Ans 1. It means the Reserve Bank of India has decided to keep its key policy rate, the rate at which it lends short-term funds to commercial banks unchanged at 5.5%. This decision ensures stability in home loan interest rates and borrowing costs for both existing and new borrowers.

Ans 2. With the repo rate unchanged, banks are likely to maintain current home loan interest rates. This keeps EMIs steady, offering relief to existing borrowers and giving potential homebuyers confidence during the festive season.

Ans 3. The RBI took a cautious approach due to global economic uncertainties, inflation risks, and the need for full transmission of earlier rate cuts. The central bank also wants to observe the impact of previous cuts and complementary measures like GST reforms before making further adjustments.

Ans 4. Stable interest rates allow developers to plan capital-intensive projects efficiently. Predictable borrowing costs reduce financial uncertainty, although some developers were hoping for additional cuts to boost demand in affordable and mid-income segments.

Ans 5. Yes, maintaining repo rate stability is expected to support buyer sentiment during the festive period. Consumers can make purchasing decisions confidently, knowing their EMIs will not increase immediately.

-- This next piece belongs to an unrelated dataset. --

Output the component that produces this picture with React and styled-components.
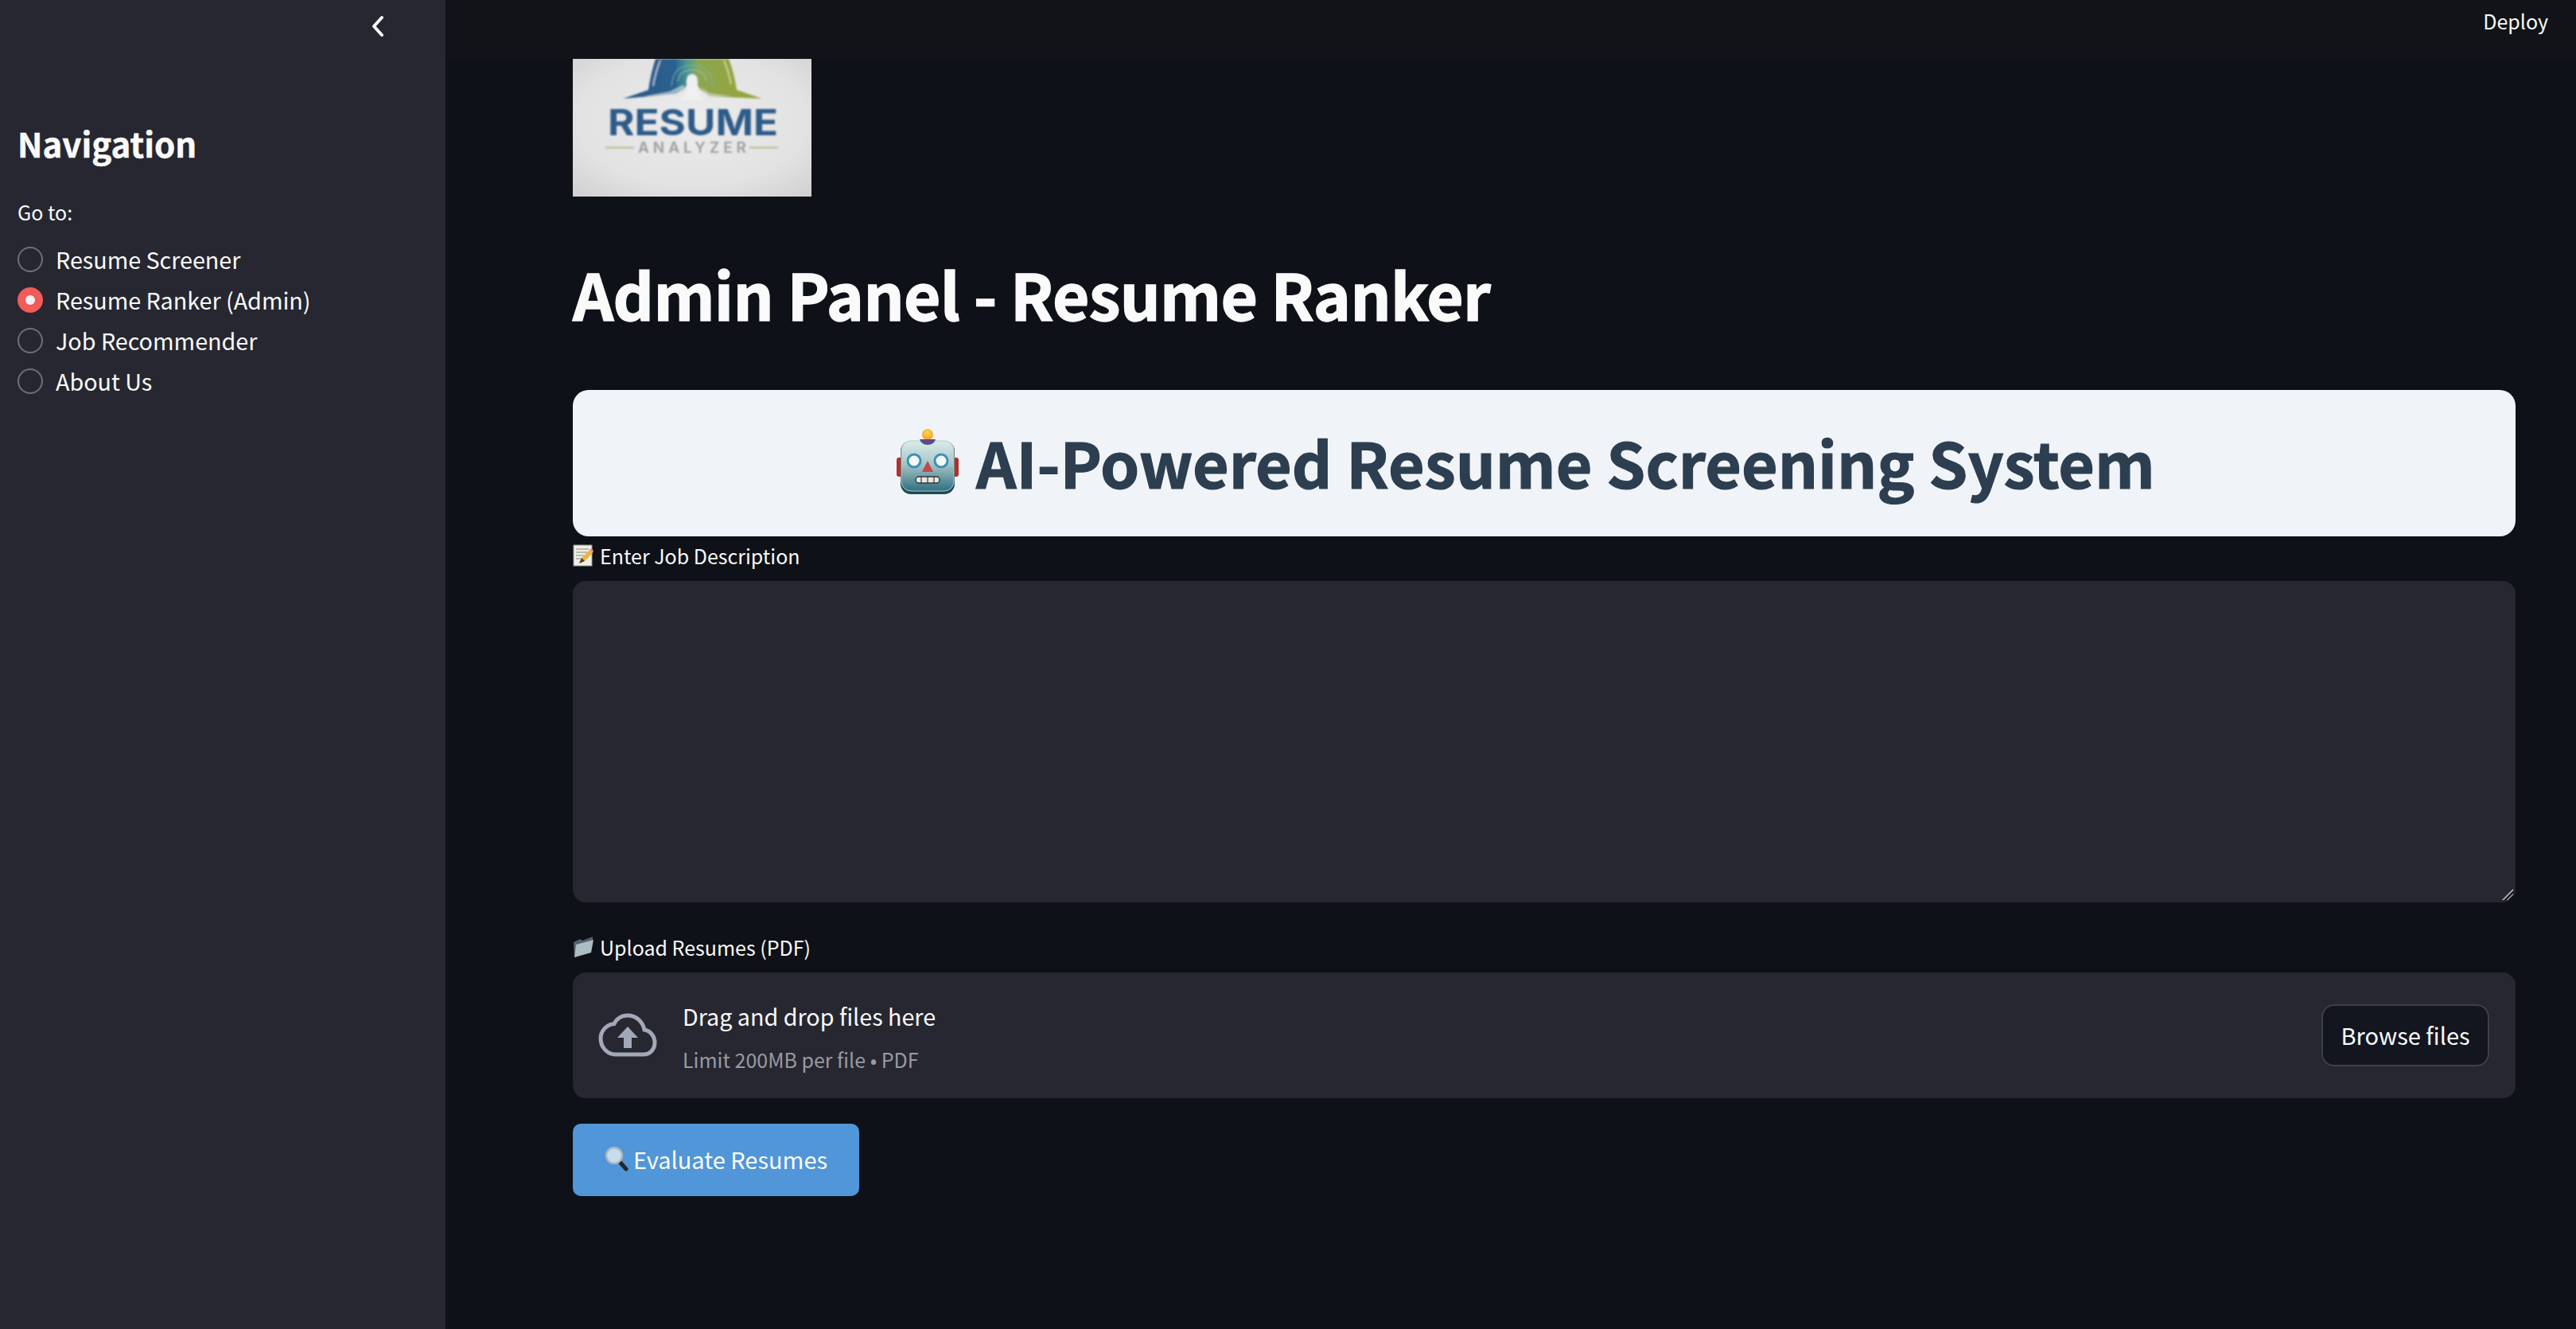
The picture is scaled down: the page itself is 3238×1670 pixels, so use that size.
import React from 'react';
import styled, { createGlobalStyle } from 'styled-components';

const GlobalStyle = createGlobalStyle`
  html, body {
    margin: 0;
    padding: 0;
    background-color: #0e1117;
    overflow: hidden;
  }
  * {
    box-sizing: border-box;
  }
`;

const FONT = `"Noto Sans CJK JP", "Noto Sans", "Liberation Sans", sans-serif`;

const Page = styled.div`
  display: flex;
  width: 3238px;
  height: 1670px;
  font-family: ${FONT};
  color: #fafafa;
  background-color: #0e1117;
`;

const Sidebar = styled.aside`
  flex: 0 0 560px;
  padding: 0 22px;
  background-color: #262730;
`;

const CollapseRow = styled.div`
  display: flex;
  justify-content: flex-end;
  align-items: center;
  height: 66px;
  padding-right: 53px;
`;

const NavTitle = styled.h2`
  margin: 84px 0 0;
  font-size: 42px;
  line-height: 60px;
  font-weight: 700;
  -webkit-text-stroke: 0.5px #fafafa;
`;

const GoTo = styled.div`
  margin-top: 38px;
  font-size: 25px;
  line-height: 36px;
`;

const RadioList = styled.div`
  margin-top: 16px;
  display: flex;
  flex-direction: column;
`;

const RadioRow = styled.div`
  display: flex;
  align-items: center;
  height: 51px;
  gap: 16px;
  font-size: 28.7px;
`;

const RadioDot = styled.span`
  flex: 0 0 32px;
  height: 32px;
  border-radius: 50%;
  display: flex;
  align-items: center;
  justify-content: center;
  background-color: ${p => (p.$checked ? '#f15b58' : '#262730')};
  border: ${p => (p.$checked ? 'none' : '2px solid #6f7076')};
  &::after {
    content: '';
    display: ${p => (p.$checked ? 'block' : 'none')};
    width: 12px;
    height: 12px;
    border-radius: 50%;
    background-color: #f0f1f5;
  }
`;

const Main = styled.main`
  flex: 1;
  padding: 0 76px 0 160px;
`;

const TopBar = styled.header`
  display: flex;
  justify-content: flex-end;
  align-items: center;
  height: 74px;
  margin: 0 -76px 0 -160px;
  padding: 0 35px 22px 0;
  font-size: 25px;
  background-color: #111318;
`;

const Deploy = styled.span`
  line-height: 40px;
`;

const LogoFrame = styled.div`
  width: 300px;
  height: 173px;
  overflow: hidden;
  svg {
    display: block;
  }
`;

const Title = styled.h1`
  margin: 61px 0 0;
  font-size: 80px;
  line-height: 120px;
  font-weight: 700;
  letter-spacing: -0.7px;
  -webkit-text-stroke: 1.4px #fafafa;
`;

const Banner = styled.div`
  display: flex;
  justify-content: center;
  align-items: center;
  gap: 22px;
  height: 184px;
  margin-top: 62px;
  padding: 0 46px 4px 0;
  border-radius: 20px;
  background-color: #f0f4f8;
`;

const BannerText = styled.h2`
  margin: 0;
  font-size: 78.7px;
  line-height: 96px;
  font-weight: 700;
  color: #2c3e50;
  -webkit-text-stroke: 1.2px #2c3e50;
`;

const FieldLabel = styled.label`
  display: flex;
  align-items: center;
  gap: ${p => p.$gap}px;
  height: 40px;
  margin-top: ${p => p.$top}px;
  font-size: 25px;
`;

const InputWrap = styled.div`
  position: relative;
  margin-top: 12px;
  &::after {
    content: '';
    position: absolute;
    right: 3px;
    bottom: 3px;
    width: 14px;
    height: 14px;
    background: linear-gradient(
      135deg,
      transparent 0 48%,
      #9a9ba1 48% 58%,
      #14161c 58% 70%,
      #9a9ba1 70% 76%,
      #14161c 76% 88%,
      transparent 88%
    );
  }
`;

const JobInput = styled.textarea`
  display: block;
  width: 100%;
  height: 404px;
  padding: 16px 24px;
  border: none;
  outline: none;
  border-radius: 16px;
  resize: none;
  font-family: inherit;
  font-size: 29px;
  color: #fafafa;
  background-color: #262730;
`;

const DropZone = styled.div`
  display: flex;
  align-items: center;
  height: 158px;
  margin-top: 12px;
  padding: 0 33px 0 32px;
  border-radius: 16px;
  background-color: #262730;
`;

const DropText = styled.div`
  display: flex;
  flex-direction: column;
  margin-left: 32px;
  padding-top: 6px;
`;

const DropTitle = styled.div`
  font-size: 28.7px;
  line-height: 48px;
`;

const DropHint = styled.div`
  margin-top: 6px;
  font-size: 25px;
  line-height: 48px;
  color: #9a9ba1;
`;

const BrowseButton = styled.button`
  margin-left: auto;
  width: 211px;
  height: 78px;
  padding: 0 0 3px;
  border: 2px solid #3d3f4a;
  border-radius: 16px;
  font-family: inherit;
  font-size: 29px;
  color: #fafafa;
  background-color: #13161f;
`;

const EvaluateButton = styled.button`
  display: flex;
  align-items: center;
  justify-content: center;
  gap: 6px;
  width: 360px;
  height: 91px;
  margin-top: 32px;
  padding: 0 0 3px;
  border: none;
  border-radius: 10px;
  font-family: inherit;
  font-size: 29px;
  color: #fafafa;
  background-color: #5096d8;
`;

const ChevronLeft = () => (
  <svg width="20" height="28" viewBox="0 0 20 28" fill="none">
    <path d="M15 3 L5 14 L15 25" stroke="#fafafa" strokeWidth="4" strokeLinecap="round" strokeLinejoin="round" />
  </svg>
);

const Logo = () => (
  <svg width="300" height="173" viewBox="0 0 300 173">
    <defs>
      <radialGradient id="paper" cx="50%" cy="45%" r="75%">
        <stop offset="0%" stopColor="#ececec" />
        <stop offset="65%" stopColor="#e2e2e2" />
        <stop offset="100%" stopColor="#cfcfcf" />
      </radialGradient>
      <linearGradient id="hat" gradientUnits="userSpaceOnUse" x1="95" y1="0" x2="207" y2="0">
        <stop offset="0%" stopColor="#2a5b8b" />
        <stop offset="30%" stopColor="#2c6190" />
        <stop offset="44%" stopColor="#4c9a92" />
        <stop offset="56%" stopColor="#8ca650" />
        <stop offset="100%" stopColor="#94a540" />
      </linearGradient>
      <filter id="soft">
        <feGaussianBlur stdDeviation="0.8" />
      </filter>
    </defs>
    <rect width="300" height="173" fill="url(#paper)" />
    <g filter="url(#soft)">
      <path d="M104 0 H196 Q203 18 206 39 L238 50 L172 47 L160 38 L152 26 H148 L140 38 L130 44 L63 50 L95 39 Q98 18 104 0 Z" fill="url(#hat)" />
      <path d="M124 34 Q126 8 150 8 Q174 8 176 34" stroke="#7dbcae" strokeWidth="1.5" fill="none" opacity="0.55" />
      <path d="M132 28 Q134 14 150 14 Q166 14 168 28" stroke="#a3cfc4" strokeWidth="1.5" fill="none" opacity="0.55" />
      <path d="M134 52 Q146 42 143 30 Q143 19 150 19 Q157 19 157 30 Q154 42 166 52 Z" fill="#eff0f0" />
      <path d="M90 47 L122 41 L138 33 L142 36 L132 46 Z" fill="#e4e9ec" opacity="0.6" />
      <path d="M160 35 L172 43 L200 47 L170 47 Z" fill="#e4e9ec" opacity="0.5" />
      <path d="M110 2 Q104 16 101 34" stroke="#c4d6e2" strokeWidth="2" fill="none" opacity="0.8" />
      <path d="M190 2 Q196 16 199 32" stroke="#dbe2b8" strokeWidth="2" fill="none" opacity="0.7" />
      <text x="44" y="96" fontFamily="Inter, Liberation Sans, sans-serif" fontWeight="700" fontSize="45" fill="#2f5b88" textLength="214" lengthAdjust="spacingAndGlyphs">RESUME</text>
      <text x="82" y="118" fontFamily="Inter, Liberation Sans, sans-serif" fontWeight="600" fontSize="19" fill="#9c9ea0" textLength="136" lengthAdjust="spacing">ANALYZER</text>
      <rect x="41" y="110" width="36" height="3" fill="#c3c8a6" />
      <rect x="222" y="110" width="36" height="3" fill="#c3c8a6" />
    </g>
  </svg>
);

const RobotEmoji = () => (
  <svg width="78" height="82" viewBox="0 0 78 82">
    <defs>
      <linearGradient id="robotFace" x1="0" y1="0" x2="0" y2="1">
        <stop offset="0%" stopColor="#d9ece9" />
        <stop offset="45%" stopColor="#a9c7c8" />
        <stop offset="100%" stopColor="#2f6f82" />
      </linearGradient>
      <radialGradient id="robotBulb" cx="50%" cy="35%" r="65%">
        <stop offset="0%" stopColor="#ffd84f" />
        <stop offset="100%" stopColor="#f59a23" />
      </radialGradient>
    </defs>
    <rect x="0" y="36" width="8" height="24" rx="3" fill="#b3302a" />
    <rect x="70" y="36" width="8" height="24" rx="3" fill="#b3302a" />
    <rect x="5" y="15" width="68" height="67" rx="13" fill="#1c4a58" />
    <rect x="6" y="15" width="66" height="63" rx="12" fill="url(#robotFace)" stroke="#b7cbc7" strokeWidth="1" />
    <circle cx="39" cy="7" r="7" fill="url(#robotBulb)" />
    <path d="M29 13 H49 Q47 20 39 20 Q31 20 29 13 Z" fill="#5d4a86" />
    <circle cx="22" cy="40" r="8" fill="#f3f9fb" stroke="#3d90b8" strokeWidth="3" />
    <circle cx="56" cy="40" r="8" fill="#f3f9fb" stroke="#3d90b8" strokeWidth="3" />
    <path d="M39 40 L46 54 H32 Z" fill="#c04a4d" />
    <rect x="24" y="60" width="30" height="8" rx="4" fill="#e6e6e0" stroke="#33393d" strokeWidth="1.5" />
    <path d="M31 60 V68 M39 60 V68 M47 60 V68" stroke="#33393d" strokeWidth="1.2" />
  </svg>
);

const MemoEmoji = () => (
  <svg width="26" height="28" viewBox="0 0 26 28">
    <rect x="1" y="1" width="23" height="26" fill="#efefe8" stroke="#9a9a94" strokeWidth="1" />
    <path d="M4 6 H20 M4 10 H18 M4 14 H14 M4 18 H10" stroke="#85857f" strokeWidth="1" />
    <path d="M8 24 L11 17 L21 7 L25 11 L15 21 Z" fill="#eeb53c" />
    <path d="M21 7 L23 5 L26 8 L25 11 Z" fill="#e58e8a" />
    <path d="M8 24 L11 17 L15 21 Z" fill="#4a4036" />
  </svg>
);

const FolderEmoji = () => (
  <svg width="26" height="28" viewBox="0 0 26 28">
    <path d="M1 8 L9 4 L12 6 L25 1 V8 L4 14 L2 27 Z" fill="#55626b" />
    <path d="M4 11 L26 5 L23 21 L2 27 Z" fill="#aebcc4" />
  </svg>
);

const SearchEmoji = () => (
  <svg width="30" height="32" viewBox="0 0 30 32">
    <path d="M19 20 L27 29" stroke="#23272b" strokeWidth="5" strokeLinecap="round" />
    <circle cx="12" cy="12" r="10" fill="#c6dcef" stroke="#adb4b9" strokeWidth="2.4" />
  </svg>
);

const CloudUpload = () => (
  <svg width="74" height="56" viewBox="0 0 74 56" fill="none">
    <path d="M58 21 C55.5 9 46 3 37 3 C29.5 3 23 7 20 13.5 C10 14.5 3 22.5 3 32 C3 43 11.5 52 22 52 H57 C65 52 71 45.5 71 37 C71 29 65 22 58 21 Z" stroke="#a3a8b8" strokeWidth="5" />
    <path d="M37 17 L50 31 H42 V44 H32 V31 H24 Z" fill="#a3a8b8" />
  </svg>
);

const NAV_ITEMS = [
  { label: 'Resume Screener' },
  { label: 'Resume Ranker (Admin)', checked: true },
  { label: 'Job Recommender' },
  { label: 'About Us' },
];

export default function App() {
  return (
    <Page>
      <GlobalStyle />
      <Sidebar>
        <CollapseRow>
          <ChevronLeft />
        </CollapseRow>
        <NavTitle>Navigation</NavTitle>
        <GoTo>Go to:</GoTo>
        <RadioList>
          {NAV_ITEMS.map(item => (
            <RadioRow key={item.label}>
              <RadioDot $checked={item.checked} />
              {item.label}
            </RadioRow>
          ))}
        </RadioList>
      </Sidebar>
      <Main>
        <TopBar>
          <Deploy>Deploy</Deploy>
        </TopBar>
        <LogoFrame>
          <Logo />
        </LogoFrame>
        <Title>Admin Panel - Resume Ranker</Title>
        <Banner>
          <RobotEmoji />
          <BannerText>AI-Powered Resume Screening System</BannerText>
        </Banner>
        <FieldLabel $top={4} $gap={8}>
          <MemoEmoji />
          Enter Job Description
        </FieldLabel>
        <InputWrap>
          <JobInput />
        </InputWrap>
        <FieldLabel $top={36} $gap={8}>
          <FolderEmoji />
          Upload Resumes (PDF)
        </FieldLabel>
        <DropZone>
          <CloudUpload />
          <DropText>
            <DropTitle>Drag and drop files here</DropTitle>
            <DropHint>Limit 200MB per file • PDF</DropHint>
          </DropText>
          <BrowseButton>Browse files</BrowseButton>
        </DropZone>
        <EvaluateButton>
          <SearchEmoji />
          Evaluate Resumes
        </EvaluateButton>
      </Main>
    </Page>
  );
}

Ans 6. While stability prevents EMIs from rising, it does not actively enhance affordability. Additional rate cuts would have been needed to significantly lower borrowing costs, particularly for affordable and mid-income housing.

Ans 7. Industry experts generally welcome the stability, noting it sustains buyer confidence and allows developers to plan projects. Some suggest that further cuts could provide extra momentum, especially in the affordable housing sector.

Ans 8. These segments benefit from stable EMIs, preventing immediate setbacks. However, without additional rate cuts, affordability improvement and demand acceleration may remain limited.

Ans 9. Complementary measures like GST reforms on construction materials, improved infrastructure, and ongoing urban development also support the housing sector. Combined with stable interest rates, these reforms help maintain steady real estate growth.

Ans 10. The RBI’s status quo decision strikes a balance between growth and economic stability. Homebuyers can expect EMIs to remain steady, developers gain predictable borrowing conditions, and festive season demand is likely to remain strong. Future rate cuts may be considered if inflation remains under control.